If you are an in-house counsel at any level whose work is primarily contract review, legal research, and regulatory monitoring with minimal advisory or judgment component -- you are at risk regardless of your title. The distinction is not years of experience; it is the proportion of your work that requires irreplaceable human judgment versus the proportion that follows established patterns.

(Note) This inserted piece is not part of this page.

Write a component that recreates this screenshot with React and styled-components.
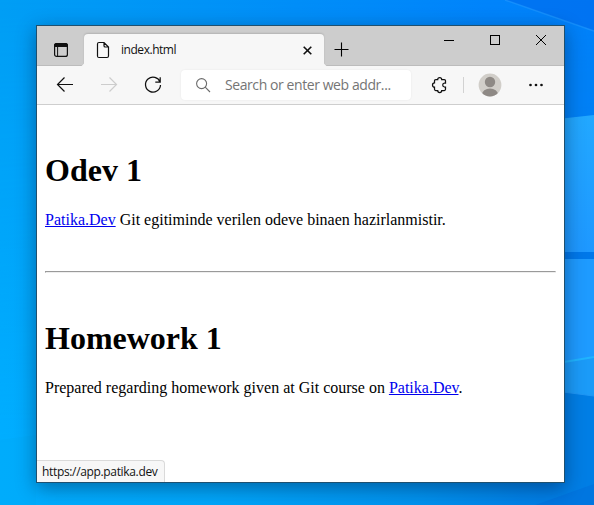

The single biggest separator: whether you are the trusted advisor who shapes business decisions or the legal processor who reviews documents. The advisor is Green. The processor is heading Yellow.
What This Means
The role in 2028: The surviving in-house counsel is an AI-augmented legal strategist. They use Harvey/CoCounsel for first-pass contract review, regulatory monitoring, and research synthesis -- freeing 30-40% of their time for higher-value advisory work, AI governance, and cross-functional strategic projects. Legal departments are flatter: fewer junior lawyers, more technology, and mid-senior counsel handling broader portfolios with AI assistance.
Survival strategy:
- Master legal AI tools now. CoCounsel, Harvey, Spellbook, and Everlaw are table stakes by 2028. The in-house counsel who integrates AI into every workflow delivers 2-3x the output and becomes indispensable.
- Build the AI governance practice. AI policy frameworks, EU AI Act compliance, AI vendor contracting, and algorithmic accountability are the fastest-growing areas of in-house legal work. Own this space.
- Deepen the advisory relationship. The more your executives depend on your judgment -- not just your legal research -- the more structurally protected you are. Be the counsel who shapes strategy, not the one who reviews contracts.
Timeline: 5-7 years of significant transformation. Bar licensing and fiduciary duty provide structural protection, but the daily work changes dramatically. The in-house counsel of 2030 spends their time very differently from the in-house counsel of 2024.